5.2 Data characteristics
Data has been differentiated into several characteristics (Gantz & Reinsel, 2011). Many articles have proposed three to five characteristics (called also ‘the Vs’ of big data), although some literature cites up to 10 (Saeed & Husamaldin, 2021) (see Figure 5.1). The expansion in characterising data among data analytics researchers is mainly due to the breadth of available data and the continuous novel sources from which to retrieve it. The main purpose of health data is to provide timely, structured and accurate information for clinicians to support their decision-making (Saeed & Husamaldin, 2021).
The Vs of data that are often described in the literature refer to volume, velocity, value and variety of available data (Fan et al., 2013). These and six further Vs are outlined below (Ranjan, 2019; Saeed & Husamaldin, 2021).
- Volume: the volume of data available in each industry, sector or discipline. Data volume is growing considerably, and it is anticipated that the larger the data, the better the prediction models that will be created from them and the more reliable they will be.
- Velocity: the speed at which data is becoming available to provide real-time decision support information.
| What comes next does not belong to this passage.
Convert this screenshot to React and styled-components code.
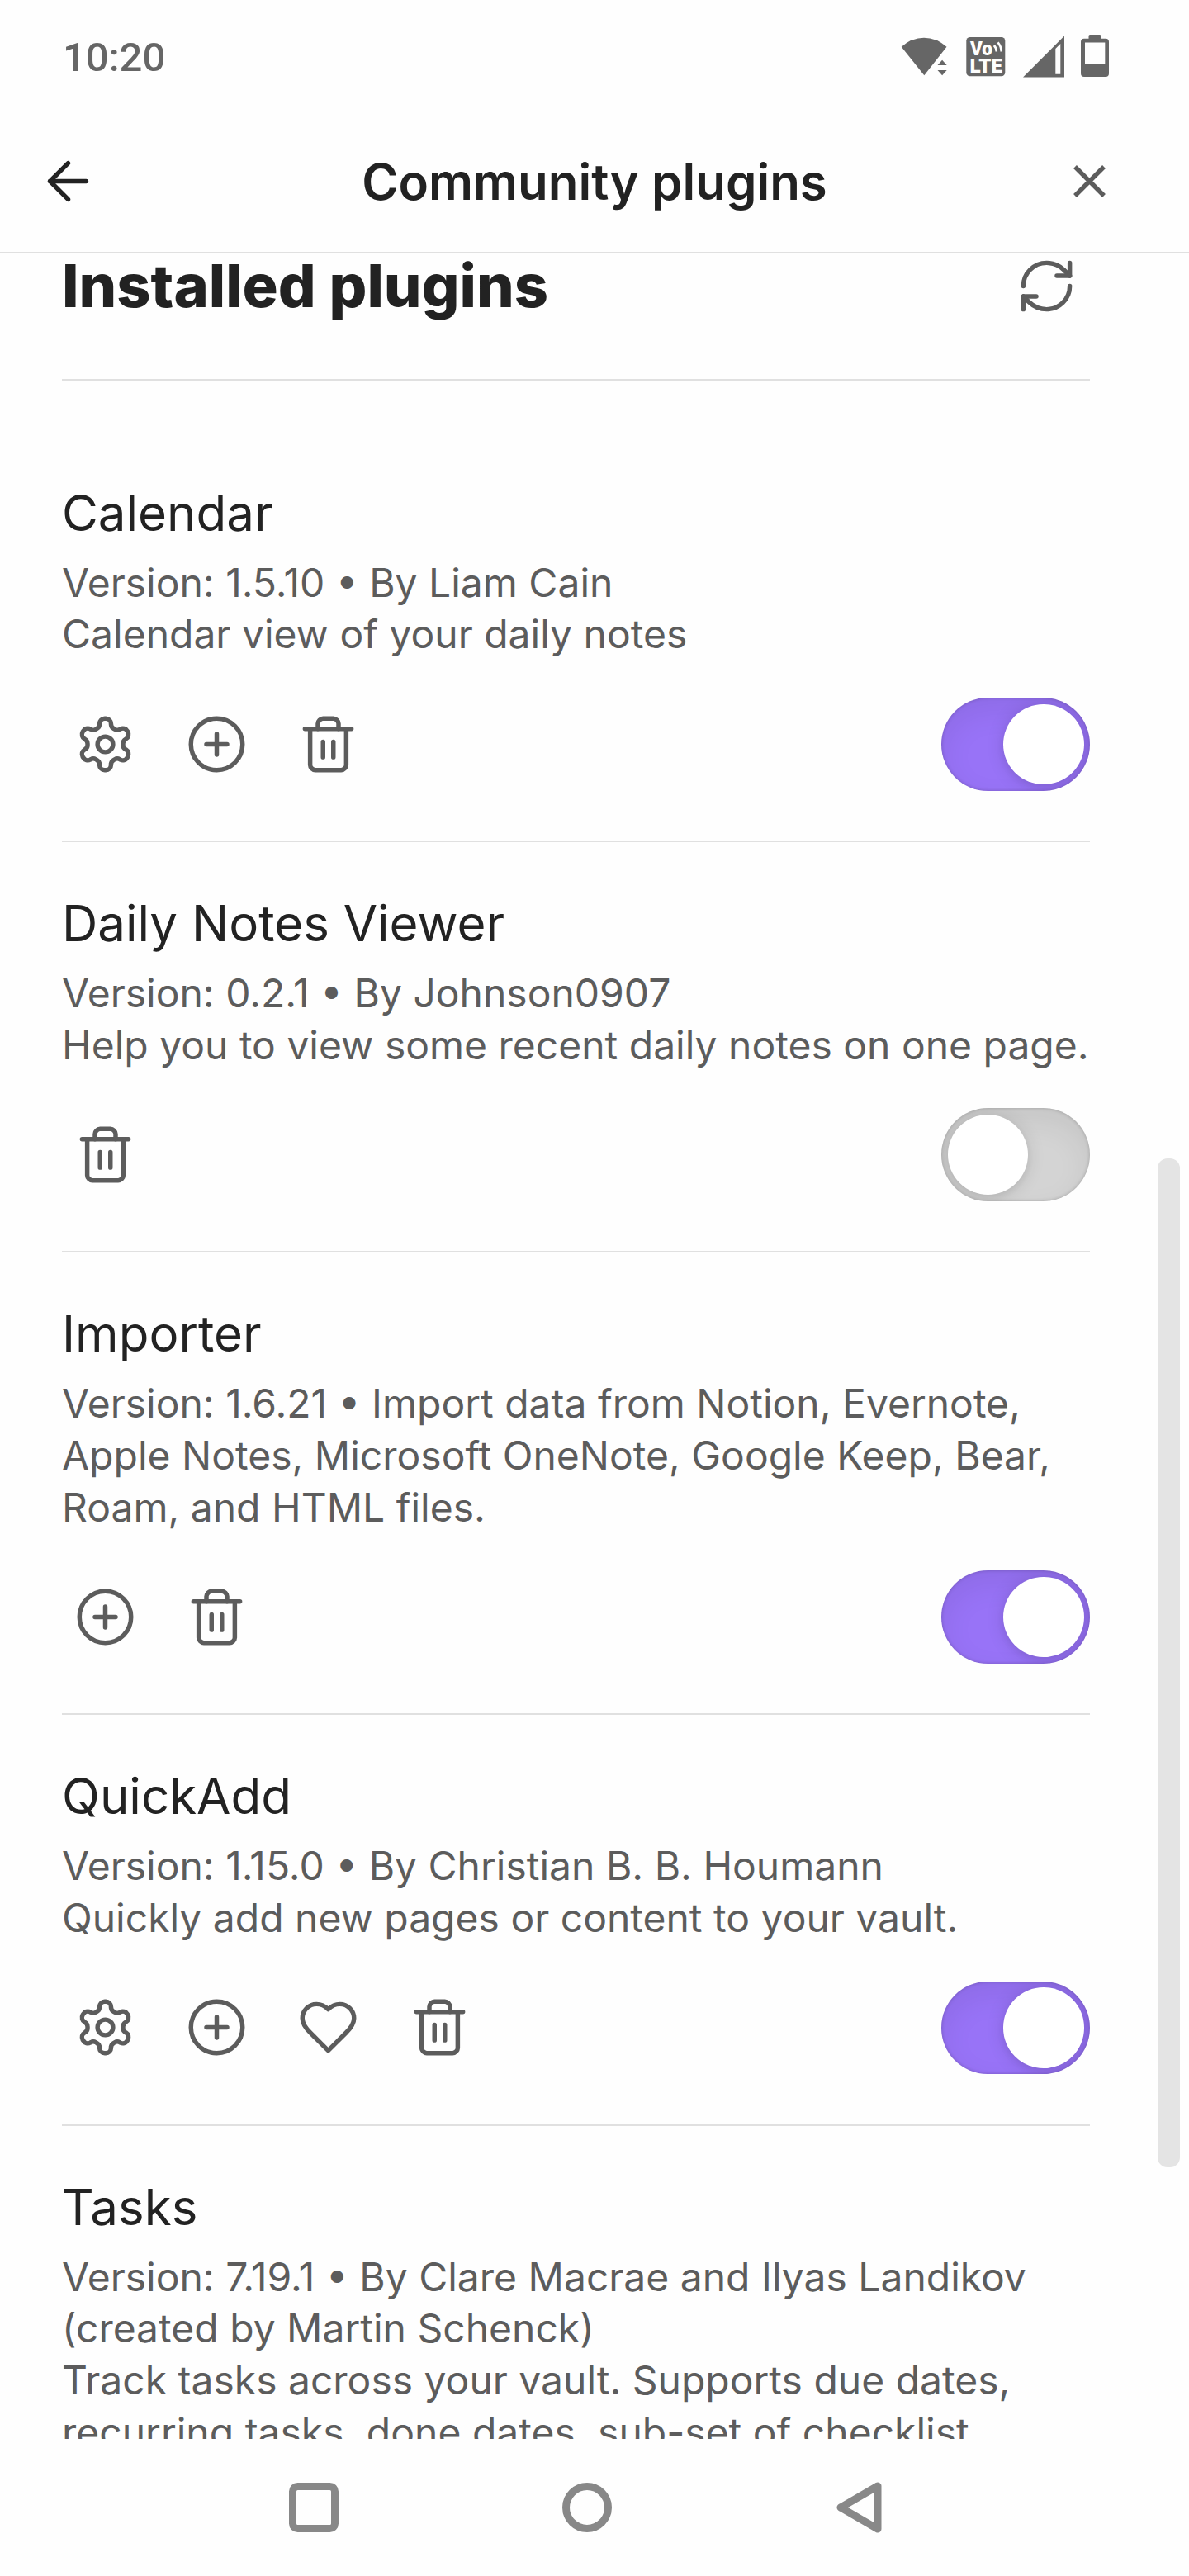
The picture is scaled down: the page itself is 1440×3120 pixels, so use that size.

- Value: the ability to turn unstructured large data into usable, meaningful information relevant to the setting in which it is required.
- Variety: the type, diversity and source of data available. This involves data from structured and non-structured platforms in text, graph, audio and other forms.
- Veracity: refers often to the accuracy and timeliness of data available. Kepner et al. (2014) highlighted the importance of accurate data and having systems in place to ensure accuracies, since it is used, for example, as a base for important clinical decisions to manage patients in health settings.
- Validity: the correctness and relevance of the data for the purpose needed. It also refers to the rigour, credibility and quality of data available.
- Volatility: refers to the rapid and unpredictable change of data and, in some settings, to its replacement by more recent data. Some industries rely on constant refreshment, with recent data replacing older data. Commercial industries, the oil sector and share markets use volatility to make daily operational decisions.
- Variability: the correctness and accuracy of data obtained over time. It also refers to the unpredictability and lack of consistency of data. Systems managing data variability should be able to detect skewed data for reliability.
- Visualisation: the graphical representation of data in any form so it is easy to identify hidden patterns.
- Vulnerability: the security available for data to enable its protection and storage in accordance with relevant legislations and rules.
Some data characteristics are more relevant to specific industries than others (Anshari et al., 2019; Holmlund et al., 2020). Retail and oil and gas companies are the biggest users of most of the available data characteristics due to their dynamic environments and interdependencies on many external factors (Anshari et al., 2019, Holmlund et al., 2020).
On the other hand, in healthcare the data characteristics most frequently used are volume, velocity, variety, veracity and value (Dash et al., 2019; Saranya & Asha, 2021). When used in healthcare these characteristics can provide information that helps health services to develop, plan and implement interventions and evaluate their effectiveness (Borges do Nascimento et al., 2021; WHO, 2021). Using at least four characteristics (volume, variety, value and velocity) in healthcare provides an appreciation of the importance of the timeliness, complexity and size of available data to produce impactful change (Guo & Chen, 2023).
Analysing data is often done using a concept or model based on various assumptions and predictions that have been collected from previous research, experience or sometimes even from calculated or unexpected identification of relationships between various parameters of datasets (Watson, 2014). The science of data analytics has proven to be paramount in healthcare (Mehta et al., 2022). The recent COVID-19 pandemic has demonstrated the importance of timely data to healthcare providers to ensure appropriate clinical decisions are made in a dynamic environment to improve patient outcomes, where often patients’ lives are at high risk (Galetsi & Katsaliaki, 2020).